> _Data section_:
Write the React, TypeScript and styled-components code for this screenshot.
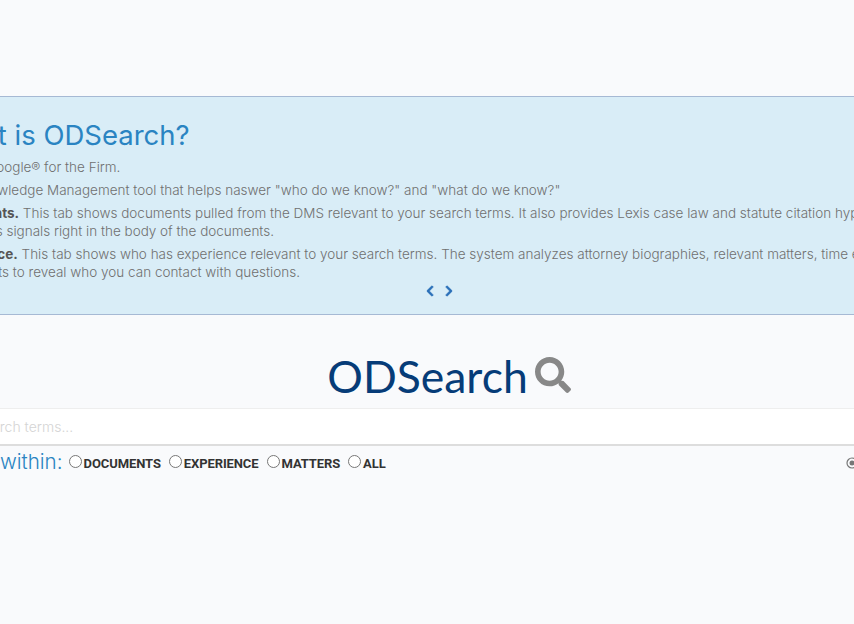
import React from "react"
import styled, { createGlobalStyle } from "styled-components"
import { FaChevronLeft, FaChevronRight, FaSearch } from "react-icons/fa"

const Global = createGlobalStyle`
  html, body { margin: 0; padding: 0; height: 100%; overflow: hidden; background: #f9fafc; }
  body { font-family: "Inter", "Liberation Sans", sans-serif; }
`

const Page = styled.div`
  width: 1000px;
  margin-left: -61px;
  padding-top: 96px;
`

const Banner = styled.section`
  box-sizing: border-box;
  height: 219px;
  padding: 21px 0 0 0;
  background: #d9edf7;
  border-top: 1px solid #a6b9d4;
  border-bottom: 1px solid #a6b9d4;
`

const Title = styled.h2`
  margin: 0 0 6px;
  font-size: 27.5px;
  line-height: 34px;
  font-weight: 400;
  color: #2a84c2;
`

const Para = styled.p`
  margin: 0 0 5px;
  font-size: 13.5px;
  line-height: 18px;
  font-weight: 300;
  color: #707070;
  white-space: nowrap;
  b { font-weight: 700; color: #555; }
`

const Arrows = styled.div`
  display: flex;
  justify-content: center;
  gap: 7px;
  margin-top: -1px;
  color: #2a6fb8;
  font-size: 12px;
  svg { stroke: currentColor; stroke-width: 30px; }
`

const Logo = styled.h1`
  box-sizing: border-box;
  display: flex;
  justify-content: center;
  align-items: center;
  gap: 7px;
  margin: 30px 0 0 20px;
  height: 62px;
  padding-bottom: 2px;
  font-family: "Lato", sans-serif;
  font-size: 44.5px;
  font-weight: 400;
  color: #063c78;
  svg { color: #888; font-size: 36px; }
`

const SearchInput = styled.input`
  display: block;
  box-sizing: border-box;
  width: 100%;
  height: 38px;
  margin-top: 1px;
  padding: 0 12px 0 36px;
  border: 0;
  border-top: 1px solid #eee;
  border-bottom: 2px solid #ddd;
  background: #fff;
  font-family: inherit;
  font-size: 14px;
  outline: none;
  &::placeholder { color: #d4d4d4; font-weight: 300; }
`

const Options = styled.form`
  display: flex;
  align-items: center;
  height: 34px;
  margin-left: -9px;
`

const Within = styled.span`
  font-size: 20.6px;
  font-weight: 300;
  color: #2a84c2;
  margin: -4px 6px 0 -3px;
`

const Option = styled.label`
  display: flex;
  align-items: center;
  margin-right: 8px;
  padding-top: 1px;
  font-family: "Roboto", sans-serif;
  font-size: 13px;
  font-weight: 700;
  letter-spacing: -0.1px;
  color: #333;
  text-transform: uppercase;
  input { margin: -5px 2px 0 0; width: 13px; height: 13px; }
`

const Target = styled.svg`
  width: 12px;
  height: 12px;
  margin-left: auto;
  margin-right: 81px;
`

export default function App() {
  return (
    <Page>
      <Global />
      <Banner>
        <Title>What is ODSearch?</Title>
        <Para>It's like Google® for the Firm.</Para>
        <Para>It's a Knowledge Management tool that helps naswer "who do we know?" and "what do we know?"</Para>
        <Para>
          <b>Documents.</b> This tab shows documents pulled from the DMS relevant to your search terms. It also provides Lexis case law and statute citation hyperlinks
          <br />
          Shepard's signals right in the body of the documents.
        </Para>
        <Para>
          <b>Experience.</b> This tab shows who has experience relevant to your search terms. The system analyzes attorney biographies, relevant matters, time entries
          <br />
          documents to reveal who you can contact with questions.
        </Para>
        <Arrows>
          <FaChevronLeft />
          <FaChevronRight />
        </Arrows>
      </Banner>
      <Logo>
        ODSearch
        <FaSearch />
      </Logo>
      <SearchInput placeholder="Search terms..." />
      <Options>
        <Within>Search within:</Within>
        {["Documents", "Experience", "Matters", "All"].map((name) => (
          <Option key={name}>
            <input type="radio" name="scope" />
            {name}
          </Option>
        ))}
        <Target viewBox="0 0 12 12">
          <circle cx="6" cy="6" r="5" fill="none" stroke="#777" strokeWidth="1.2" />
          <circle cx="6" cy="6" r="2.5" fill="#777" />
        </Target>
      </Options>
    </Page>
  )
}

> _What needs to be done_:
Omit each picture, then return all of the listing exactly as it stands.

> _Result of the task_:
Write the React, TypeScript and styled-components code for this screenshot.
import React from "react"
import styled, { createGlobalStyle } from "styled-components"
import { FaChevronLeft, FaChevronRight, FaSearch } from "react-icons/fa"

const Global = createGlobalStyle`
  html, body { margin: 0; padding: 0; height: 100%; overflow: hidden; background: #f9fafc; }
  body { font-family: "Inter", "Liberation Sans", sans-serif; }
`

const Page = styled.div`
  width: 1000px;
  margin-left: -61px;
  padding-top: 96px;
`

const Banner = styled.section`
  box-sizing: border-box;
  height: 219px;
  padding: 21px 0 0 0;
  background: #d9edf7;
  border-top: 1px solid #a6b9d4;
  border-bottom: 1px solid #a6b9d4;
`

const Title = styled.h2`
  margin: 0 0 6px;
  font-size: 27.5px;
  line-height: 34px;
  font-weight: 400;
  color: #2a84c2;
`

const Para = styled.p`
  margin: 0 0 5px;
  font-size: 13.5px;
  line-height: 18px;
  font-weight: 300;
  color: #707070;
  white-space: nowrap;
  b { font-weight: 700; color: #555; }
`

const Arrows = styled.div`
  display: flex;
  justify-content: center;
  gap: 7px;
  margin-top: -1px;
  color: #2a6fb8;
  font-size: 12px;
  svg { stroke: currentColor; stroke-width: 30px; }
`

const Logo = styled.h1`
  box-sizing: border-box;
  display: flex;
  justify-content: center;
  align-items: center;
  gap: 7px;
  margin: 30px 0 0 20px;
  height: 62px;
  padding-bottom: 2px;
  font-family: "Lato", sans-serif;
  font-size: 44.5px;
  font-weight: 400;
  color: #063c78;
  svg { color: #888; font-size: 36px; }
`

const SearchInput = styled.input`
  display: block;
  box-sizing: border-box;
  width: 100%;
  height: 38px;
  margin-top: 1px;
  padding: 0 12px 0 36px;
  border: 0;
  border-top: 1px solid #eee;
  border-bottom: 2px solid #ddd;
  background: #fff;
  font-family: inherit;
  font-size: 14px;
  outline: none;
  &::placeholder { color: #d4d4d4; font-weight: 300; }
`

const Options = styled.form`
  display: flex;
  align-items: center;
  height: 34px;
  margin-left: -9px;
`

const Within = styled.span`
  font-size: 20.6px;
  font-weight: 300;
  color: #2a84c2;
  margin: -4px 6px 0 -3px;
`

const Option = styled.label`
  display: flex;
  align-items: center;
  margin-right: 8px;
  padding-top: 1px;
  font-family: "Roboto", sans-serif;
  font-size: 13px;
  font-weight: 700;
  letter-spacing: -0.1px;
  color: #333;
  text-transform: uppercase;
  input { margin: -5px 2px 0 0; width: 13px; height: 13px; }
`

const Target = styled.svg`
  width: 12px;
  height: 12px;
  margin-left: auto;
  margin-right: 81px;
`

export default function App() {
  return (
    <Page>
      <Global />
      <Banner>
        <Title>What is ODSearch?</Title>
        <Para>It's like Google® for the Firm.</Para>
        <Para>It's a Knowledge Management tool that helps naswer "who do we know?" and "what do we know?"</Para>
        <Para>
          <b>Documents.</b> This tab shows documents pulled from the DMS relevant to your search terms. It also provides Lexis case law and statute citation hyperlinks
          <br />
          Shepard's signals right in the body of the documents.
        </Para>
        <Para>
          <b>Experience.</b> This tab shows who has experience relevant to your search terms. The system analyzes attorney biographies, relevant matters, time entries
          <br />
          documents to reveal who you can contact with questions.
        </Para>
        <Arrows>
          <FaChevronLeft />
          <FaChevronRight />
        </Arrows>
      </Banner>
      <Logo>
        ODSearch
        <FaSearch />
      </Logo>
      <SearchInput placeholder="Search terms..." />
      <Options>
        <Within>Search within:</Within>
        {["Documents", "Experience", "Matters", "All"].map((name) => (
          <Option key={name}>
            <input type="radio" name="scope" />
            {name}
          </Option>
        ))}
        <Target viewBox="0 0 12 12">
          <circle cx="6" cy="6" r="5" fill="none" stroke="#777" strokeWidth="1.2" />
          <circle cx="6" cy="6" r="2.5" fill="#777" />
        </Target>
      </Options>
    </Page>
  )
}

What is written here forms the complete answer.